I have this class that converts to word but it doesn’t keep the document styles.
public class teste {
public static void main(String[] args) throws IOException {
System.out.println("Document converted started");
XWPFDocument doc = new XWPFDocument();
String pdf = "C:\\Users\\eder\\Downloads\\teste1111.pdf";
PdfReader reader = new PdfReader(pdf);
PdfReaderContentParser parser = new PdfReaderContentParser(reader);
for (int i = 1; i <= reader.getNumberOfPages(); i++) {
TextExtractionStrategy strategy = parser.processContent(i,
new SimpleTextExtractionStrategy());
String text = strategy.getResultantText();
XWPFParagraph p = doc.createParagraph();
XWPFRun run = p.createRun();
run.setText(text);
run.addBreak(BreakType.PAGE);
}
FileOutputStream out = new FileOutputStream("C:\\Users\\eder\\Downloads\\testandoWord.docx");
doc.write(out);
out.close();
reader.close();
System.out.println("Document converted successfully");
}
I’m using iText and POI. I’ve already looked at the documentation but I haven’t found anything in the style I need.
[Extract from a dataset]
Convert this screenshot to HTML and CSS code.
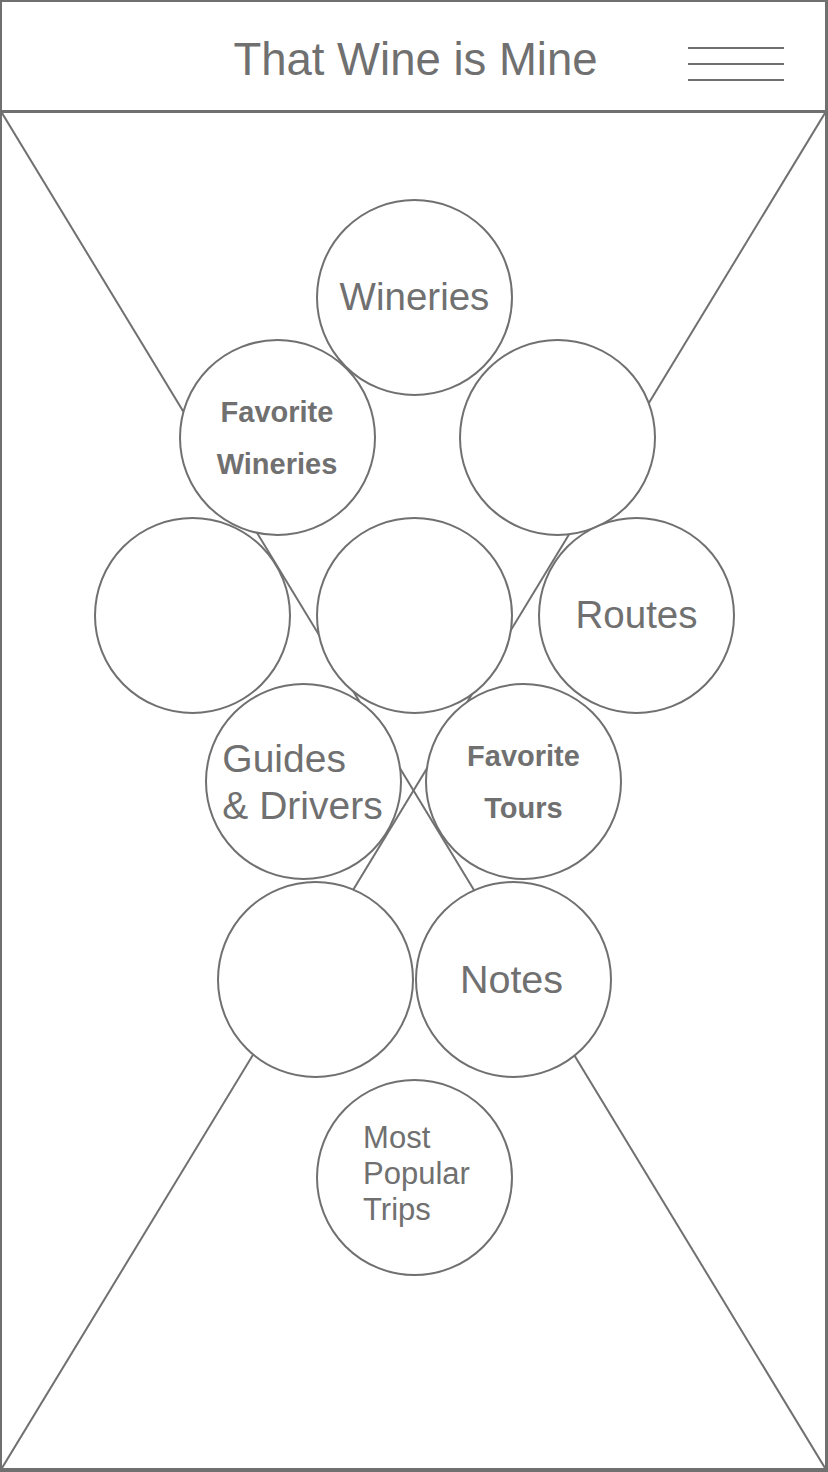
FILE: index.html
```html
<!DOCTYPE html>
<html lang="en">
<head>
<meta charset="utf-8">
<title>That Wine is Mine</title>
<link rel="stylesheet" href="styles.css">
</head>
<body>
<div class="frame">
  <header class="topbar">
    <div class="topbar-spacer"></div>
    <h1 class="title">That Wine is Mine</h1>
    <div class="menu" aria-label="Menu"><span></span><span></span><span></span></div>
  </header>
  <main class="canvas">
    <svg class="placeholder-x" viewBox="0 0 100 100" preserveAspectRatio="none" aria-hidden="true">
      <line x1="0" y1="0" x2="100" y2="100"/>
      <line x1="100" y1="0" x2="0" y2="100"/>
    </svg>
    <div class="bunch">
      <div class="row row-1">
        <div class="grape"><span class="label">Wineries</span></div>
      </div>
      <div class="row row-2">
        <div class="grape"><span class="label label-bold">Favorite<br>Wineries</span></div>
        <div class="grape"></div>
      </div>
      <div class="row row-3">
        <div class="grape"></div>
        <div class="grape"></div>
        <div class="grape"><span class="label">Routes</span></div>
      </div>
      <div class="row row-4">
        <div class="grape"><span class="label label-stack">Guides<br>&amp; Drivers</span></div>
        <div class="grape"><span class="label label-bold">Favorite<br>Tours</span></div>
      </div>
      <div class="row row-5">
        <div class="grape"></div>
        <div class="grape"><span class="label label-notes">Notes</span></div>
      </div>
      <div class="row row-6">
        <div class="grape"><span class="label label-small">Most<br>Popular<br>Trips</span></div>
      </div>
    </div>
  </main>
</div>
</body>
</html>
```

FILE: styles.css
```css
* {
  box-sizing: border-box;
}

html, body {
  margin: 0;
  padding: 0;
  background: #ffffff;
}

body {
  font-family: "Liberation Sans", Arial, Helvetica, sans-serif;
  color: #707070;
}

.frame {
  width: 828px;
  height: 1472px;
  border: 2px solid #707070;
  border-right-width: 3px;
  border-bottom-width: 4px;
  display: flex;
  flex-direction: column;
  overflow: hidden;
}

.topbar {
  height: 111px;
  border-bottom: 3px solid #707070;
  display: grid;
  grid-template-columns: 1fr auto 1fr;
  align-items: center;
  padding: 8px 0 0 4px;
}

.title {
  margin: 0;
  font-size: 45.5px;
  font-weight: 400;
  line-height: 1;
  color: #707070;
  white-space: nowrap;
}

.menu {
  justify-self: end;
  margin: 8px 41px 0 0;
  width: 96px;
  display: flex;
  flex-direction: column;
  gap: 14px;
}

.menu span {
  display: block;
  height: 2px;
  background: #707070;
}

.canvas {
  flex: 1;
  position: relative;
}

.placeholder-x {
  position: absolute;
  inset: 0;
  width: 100%;
  height: 100%;
  z-index: 0;
}

.placeholder-x line {
  stroke: #707070;
  stroke-width: 2;
  vector-effect: non-scaling-stroke;
}

.bunch {
  position: relative;
  z-index: 1;
  display: flex;
  flex-direction: column;
  padding: 86px 0 0 2px;
}

.row {
  display: flex;
  justify-content: center;
}

.row-2 {
  margin-top: -57px;
  gap: 83px;
  padding-left: 5px;
}

.row-3 {
  margin-top: -19px;
  gap: 25px;
}

.row-4 {
  margin-top: -31px;
  gap: 23px;
  padding-right: 2px;
}

.row-5 {
  margin-top: 1px;
  gap: 1px;
}

.row-6 {
  margin-top: 1px;
}

.grape {
  width: 197px;
  height: 197px;
  flex: none;
  border: 2px solid #707070;
  border-radius: 50%;
  background: #ffffff;
  display: flex;
  align-items: center;
  justify-content: center;
}

.label {
  display: block;
  font-size: 38.5px;
  line-height: 1;
  text-align: center;
  white-space: nowrap;
}

.label-notes {
  font-size: 39.5px;
  margin-right: 4px;
}

.label-bold {
  font-size: 29px;
  font-weight: 700;
  line-height: 52px;
}

.label-stack {
  font-size: 39px;
  line-height: 47px;
  text-align: left;
  margin-right: 2px;
}

.label-small {
  font-size: 31px;
  line-height: 36px;
  text-align: left;
  margin: -8px 0 0 4px;
}
```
PDF example:
Someone knows how to do it?
Are you using iText? If so, the strategy
SimpleTextExtractionStrategy
does not maintain styles. You would have to study the documentation and look for if there is a strategy that parses keeping the style.– StatelessDev
Yes I am using iText 5.4.4 and Poi. I will take another look at the documentation.
– Eder Aparecido